In 2000, during the promotion for Farmhouse, many interviews saw Anastasio citing a certain disdain for the process of creating The Story of the Ghost. He was critical of the band's "socialistic" approach to the song selection for the album. "There were songs I thought should have gone on The Story of the Ghost album, that were better than the songs that got on there", Anastasio said in a 2000 interview. "If anyone didn't like a song it was out. But what happens with that approach is the material gets watered down. You end up with songs that everyone is fine with, but the best songs are usually those where one person is passionately for and one person really hates, because the best songs are those that arouse strong reactions".

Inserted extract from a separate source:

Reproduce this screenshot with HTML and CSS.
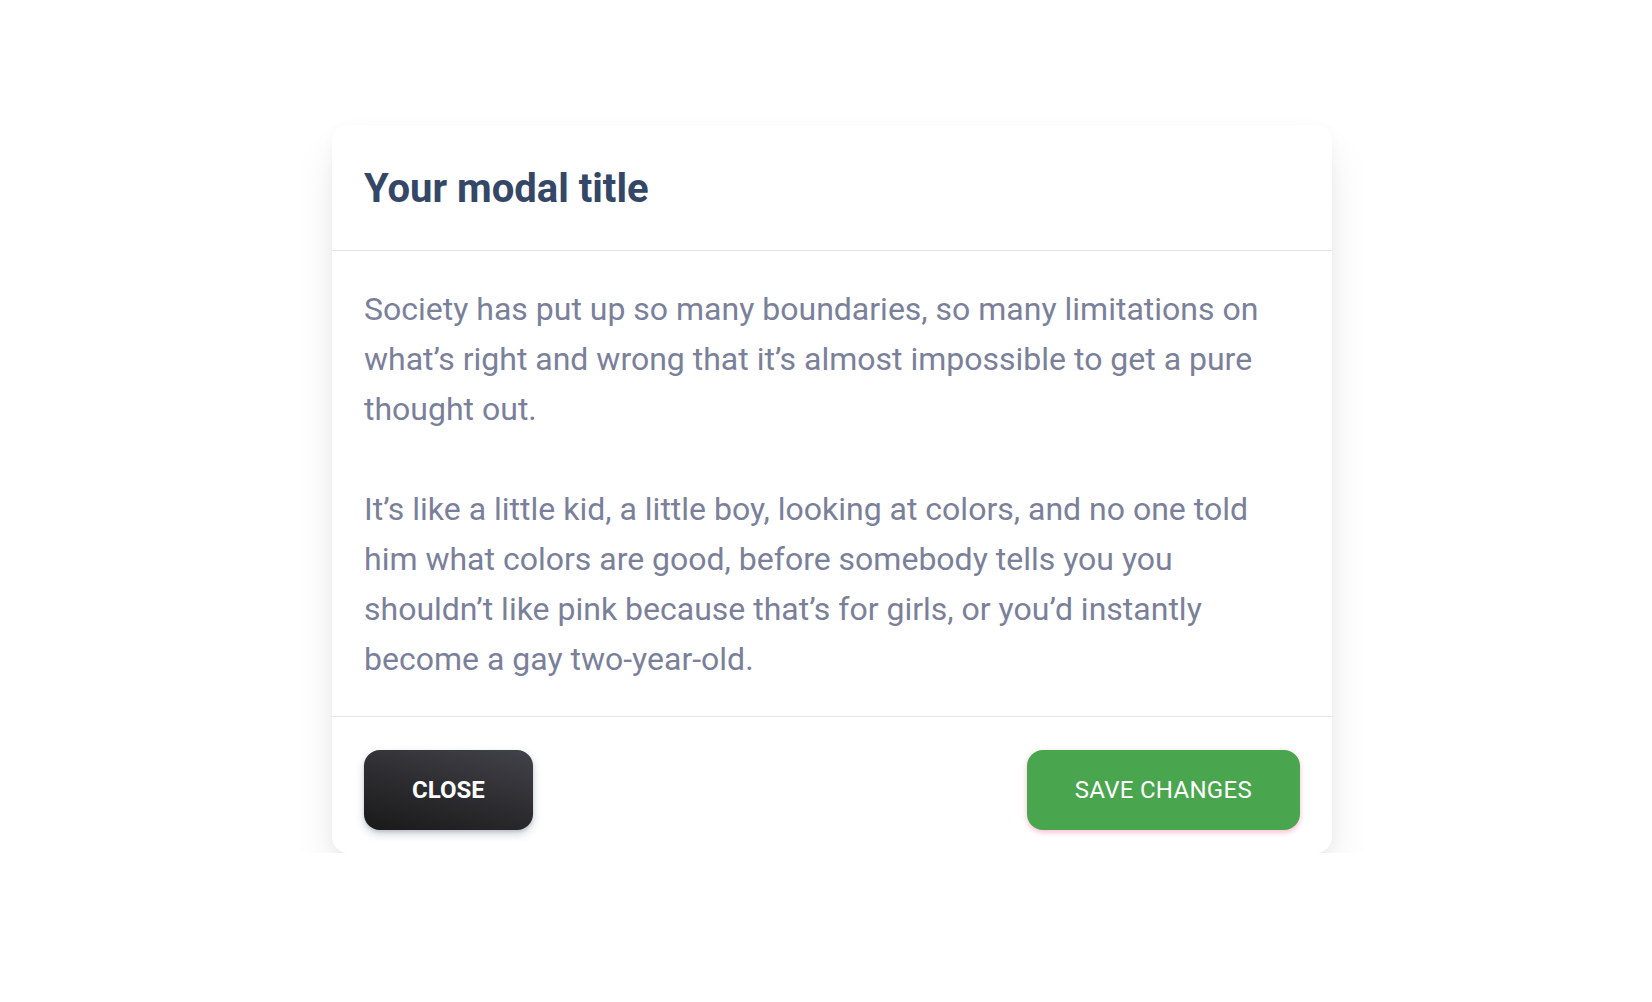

Tom Marshall recalls that one of these stronger songs was omitted in favor of what he felt was a weaker track in "Fikus". Anastasio named "Bug" and "Twist" as two songs he was disappointed were cut from the album, and both later appeared on Farmhouse. In 2018, Marshall had Anastasio as a guest on his Under the Scales podcast to discuss the 20th anniversary of The Story of the Ghost, and both conceded they were now happy with the album as it was released, with Marshall revising his opinion of "Fikus" to a more positive one.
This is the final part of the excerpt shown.